The late afternoon sun is just beaming – even if it was about minus 3 earlier in the day.
Things get sandy as I move up the rise. At one point I see some scratching, complete with a pointy hole that suggests some echidna handywork.
This hill provides great views of the swamp and the Grampians Gariwerd and I wonder if anyone ever built a house up there.
Towards Norton Creek there’s mini forest of skinny bulokes – uncharacteristically quiet because of the still evening.
The sound of an engine breaks the silence and I watch a farm ute crawl across the swamp to the back fence. My car at the gate might have got the locals wondering.
In the far corner is an unusual scar tree – its long slender wound starting about 3-4 metres from the ground.

I follow the empty creek south enjoying the trees, other plants including Dianella and some emerging fungi. The 1882 picnic report told how “ample shade was given by the’ large red-gum trees’ and they don’t disappoint today.
The evening sun helps with the ample shade, especially on the huge carpet of spongey mosses and lichen on the ground – what a great place this would have been for those students from the 1880s to play or lie and watch the clouds roll by.
Today the sky is endless blue as we pass through more bulokes on the track back to the gate.

The ute slowly passes me near the walk’s end. I get an obligatory wave but I suspect they don’t get a lot of visitors here.
I see a few more trees that might be scarred and Bean, myself, wheel tracks and roo prints all cast dramatic shadows on the sandy track.
There are also a couple of lone trees out of the swamp – making the most of the last bit of sun before it disappears for the day.
It has been a short 3km walk but well worth the explore.

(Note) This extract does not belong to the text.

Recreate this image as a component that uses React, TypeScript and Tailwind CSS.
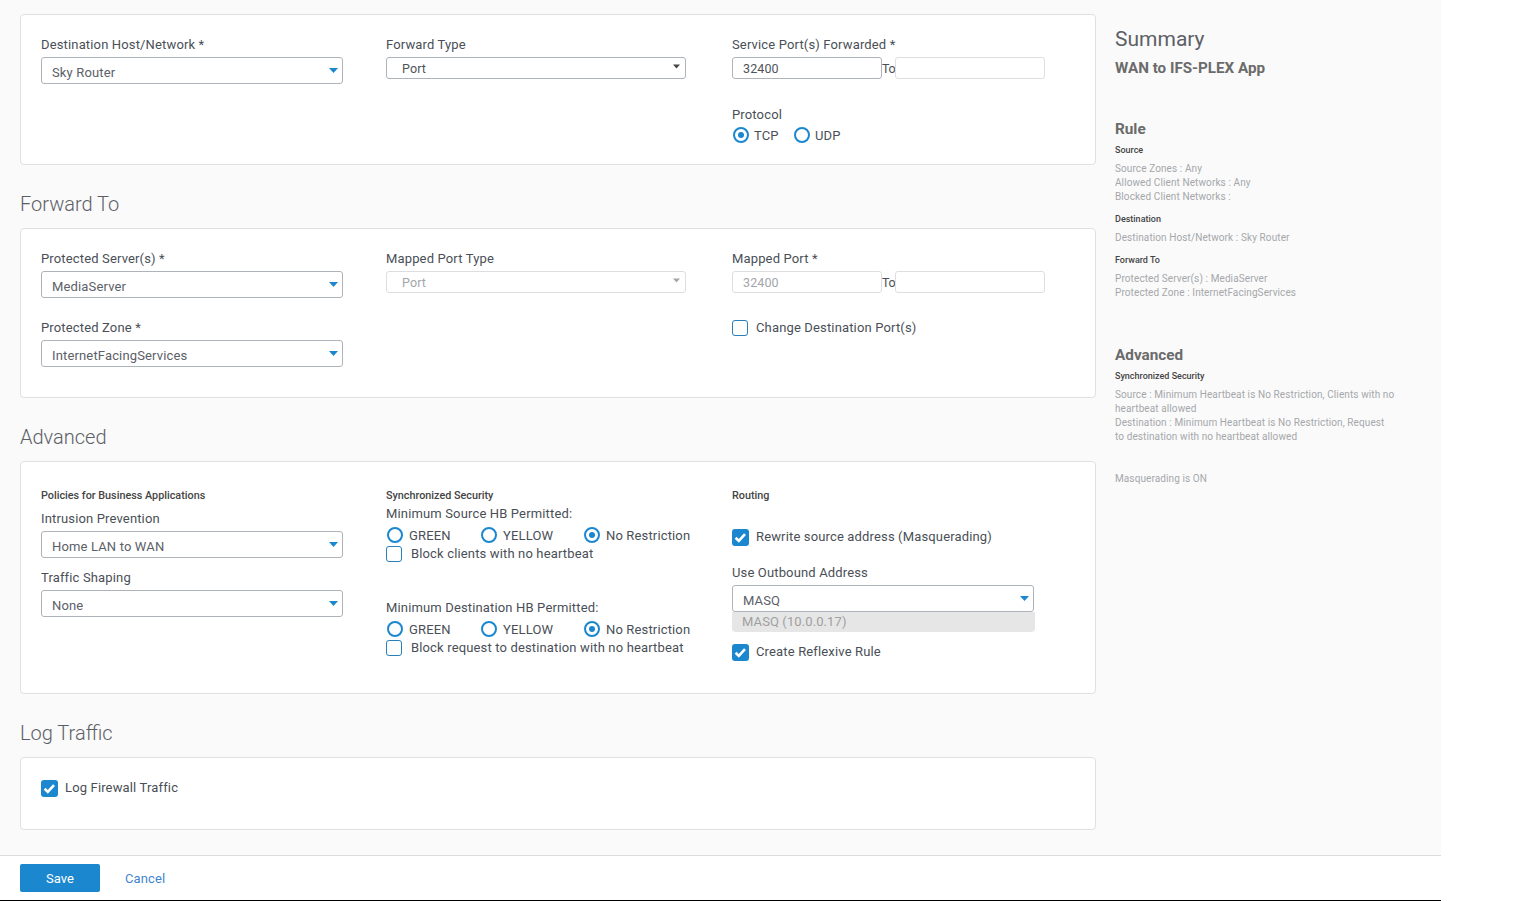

And I can’t wait to return when the next big rains fill those holes in Norton Creek.
NOTE – I did go back a few days later to find the scar tree and discovered the gate at the front had been shut – it was open when I got there for the first walk. So, if you visit Tyer it would be a good idea to make sure you shut the gate as directed by the sign (which I did not see the first time).